## start

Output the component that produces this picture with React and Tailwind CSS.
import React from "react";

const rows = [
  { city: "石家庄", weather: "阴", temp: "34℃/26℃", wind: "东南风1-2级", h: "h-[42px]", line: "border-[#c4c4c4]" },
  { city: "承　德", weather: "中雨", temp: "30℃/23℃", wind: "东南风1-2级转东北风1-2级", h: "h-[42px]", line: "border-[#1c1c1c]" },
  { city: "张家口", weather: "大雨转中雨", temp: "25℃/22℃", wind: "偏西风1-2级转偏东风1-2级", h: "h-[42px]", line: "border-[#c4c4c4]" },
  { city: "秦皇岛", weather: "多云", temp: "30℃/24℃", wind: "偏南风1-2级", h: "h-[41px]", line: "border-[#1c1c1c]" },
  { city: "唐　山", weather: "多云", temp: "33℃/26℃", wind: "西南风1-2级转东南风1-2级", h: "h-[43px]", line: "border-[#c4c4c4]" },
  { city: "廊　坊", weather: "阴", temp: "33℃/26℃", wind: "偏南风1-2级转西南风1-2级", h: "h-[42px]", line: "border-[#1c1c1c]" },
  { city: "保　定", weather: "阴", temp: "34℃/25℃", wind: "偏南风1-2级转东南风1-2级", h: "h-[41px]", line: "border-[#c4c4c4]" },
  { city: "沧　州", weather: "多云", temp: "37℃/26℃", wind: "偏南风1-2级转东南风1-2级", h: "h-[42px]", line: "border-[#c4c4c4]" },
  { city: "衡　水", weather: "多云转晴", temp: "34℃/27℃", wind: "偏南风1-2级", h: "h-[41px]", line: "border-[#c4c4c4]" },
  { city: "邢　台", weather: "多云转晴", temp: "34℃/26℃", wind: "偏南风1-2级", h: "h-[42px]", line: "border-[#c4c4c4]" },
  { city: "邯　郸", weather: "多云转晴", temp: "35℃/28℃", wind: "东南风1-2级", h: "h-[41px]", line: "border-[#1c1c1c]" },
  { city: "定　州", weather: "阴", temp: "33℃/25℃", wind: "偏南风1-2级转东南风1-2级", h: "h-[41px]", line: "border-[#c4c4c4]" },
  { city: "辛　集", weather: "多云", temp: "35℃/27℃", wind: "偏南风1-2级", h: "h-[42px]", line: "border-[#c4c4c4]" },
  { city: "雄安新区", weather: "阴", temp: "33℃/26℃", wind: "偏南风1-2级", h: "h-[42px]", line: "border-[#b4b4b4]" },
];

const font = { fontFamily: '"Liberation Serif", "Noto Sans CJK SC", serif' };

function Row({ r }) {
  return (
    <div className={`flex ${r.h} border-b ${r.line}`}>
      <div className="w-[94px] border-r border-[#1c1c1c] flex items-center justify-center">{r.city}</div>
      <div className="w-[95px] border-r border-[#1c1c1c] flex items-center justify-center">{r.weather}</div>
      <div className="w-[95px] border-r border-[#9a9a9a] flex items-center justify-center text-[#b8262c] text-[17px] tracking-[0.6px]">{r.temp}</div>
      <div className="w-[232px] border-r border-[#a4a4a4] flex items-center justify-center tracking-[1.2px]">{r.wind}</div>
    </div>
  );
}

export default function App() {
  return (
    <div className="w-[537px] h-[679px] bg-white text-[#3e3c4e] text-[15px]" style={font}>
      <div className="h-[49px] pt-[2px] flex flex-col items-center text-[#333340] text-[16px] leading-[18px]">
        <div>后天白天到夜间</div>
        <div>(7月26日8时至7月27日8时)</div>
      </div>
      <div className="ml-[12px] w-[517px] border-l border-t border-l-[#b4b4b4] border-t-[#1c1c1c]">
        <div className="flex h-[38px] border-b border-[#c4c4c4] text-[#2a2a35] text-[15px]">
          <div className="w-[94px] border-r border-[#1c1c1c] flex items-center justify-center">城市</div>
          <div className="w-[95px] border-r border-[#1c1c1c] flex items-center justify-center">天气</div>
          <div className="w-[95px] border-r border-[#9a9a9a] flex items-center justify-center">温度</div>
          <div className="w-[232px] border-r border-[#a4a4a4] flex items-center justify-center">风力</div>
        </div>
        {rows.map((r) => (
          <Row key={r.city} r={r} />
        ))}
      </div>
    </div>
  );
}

## end

**Directions for this task**
Return exactly, please, the lines of the material from the first one down to and including the line where "import React from" appears.

**Response to the task**
Output the component that produces this picture with React and Tailwind CSS.
import React from "react";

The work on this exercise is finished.